Common failure points:
- Terminal block oxidation: Clean with isopropyl alcohol and a fiberglass brush, then tighten screws to 4 in-lbs torque.
- Conduit pinch points: Route tubing away from sharp edges; flex ducts compress wires over time.
- Solenoid coil resistance: Measure between 24-30Ω; readings outside this range confirm internal burning.
Verify power supply consistency. Fluctuations below 22V DC trip false alarms. Use a digital logger for 24-hour monitoring; temporary brownouts often go unnoticed during brief checks. Install a dedicated circuit breaker for the suppression unit to isolate voltage dips from other equipment.
Test manual pull stations quarterly. A malfunction here–usually a broken microswitch–can prevent full discharge despite otherwise correct automation. Disassemble the station, clean contacts with contact cleaner, and reassemble ensuring proper spring tension. Replace if corrosion is visible.
Preventive Termination Errors
Strip cables exactly 5/16″ for ring terminals. Shorter strips lead to poor crimping; longer ones risk stray strands causing shorts. Use a ratcheting crimper with red-blue-yellow dies matching terminal sizes. After crimping, tug firmly–pull-outs above 8 lbs indicate weak joints.
Label every conductor at both ends before final connection. Color standards vary, but consistent marking (e.g., “DET1-R,” “SOL-A”) reduces miswiring during subsequent service. Photograph terminations before enclosing to reference during future troubleshooting.
Grounding checklist:
- Bond all metal housings to earth with 6 AWG copper wire.

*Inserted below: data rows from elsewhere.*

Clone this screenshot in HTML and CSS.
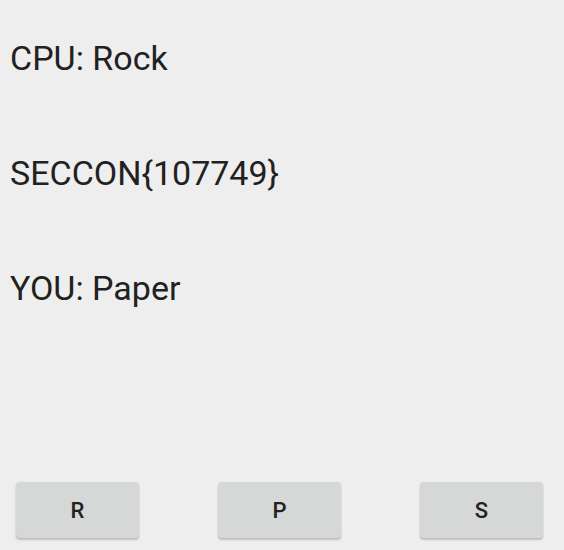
FILE: index.html
```html
<!DOCTYPE html>
<html lang="en">
<head>
<meta charset="utf-8">
<title>Rock Paper Scissors</title>
<link rel="stylesheet" href="styles.css">
</head>
<body>
<main class="game">
  <section class="results">
    <p class="line">CPU: Rock</p>
    <p class="line">SECCON{107749}</p>
    <p class="line">YOU: Paper</p>
  </section>
  <div class="choices">
    <button class="choice" type="button">R</button>
    <button class="choice" type="button">P</button>
    <button class="choice" type="button">S</button>
  </div>
</main>
</body>
</html>
```
FILE: styles.css
```css
body {
  margin: 0;
  background: #eeeeee;
  color: #212121;
  font-family: Roboto, sans-serif;
}

.game {
  box-sizing: border-box;
  min-height: 100vh;
  display: flex;
  flex-direction: column;
  justify-content: space-between;
  padding: 38px 21px 12px 10px;
}

.results {
  display: grid;
  gap: 75px;
}

.line {
  margin: 0;
  font-size: 34px;
  line-height: 40px;
}

.choices {
  display: flex;
  justify-content: space-between;
  padding-left: 6px;
}

.choice {
  width: 123px;
  height: 56px;
  padding: 2px 0 0;
  border: 0;
  border-radius: 4px;
  background: #d6d8d7;
  box-shadow: 0 2px 2px rgba(0, 0, 0, 0.2), 0 0 1px rgba(0, 0, 0, 0.12);
  color: #212121;
  font: 500 22px/54px Roboto, sans-serif;
}
```
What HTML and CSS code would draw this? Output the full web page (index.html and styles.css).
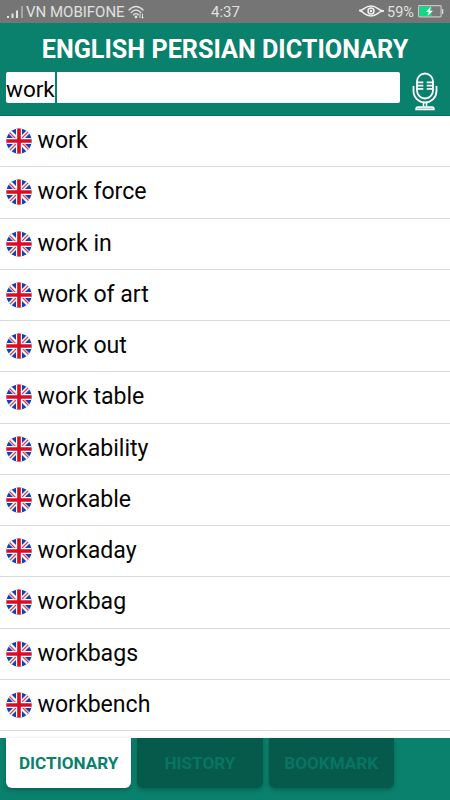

- Measure ground resistance–should read under 1Ω to bare metal.
- Check bonding jumpers annually; vibration loosens them over time.
After resolving faults, reset the unit fully. Many installers forget to clear the control board memory after repairs, leaving “latched” errors that trigger false alarms later. Follow reset procedures in the manual–usually holding a button sequence for 10 seconds. Document every repair step for future reference.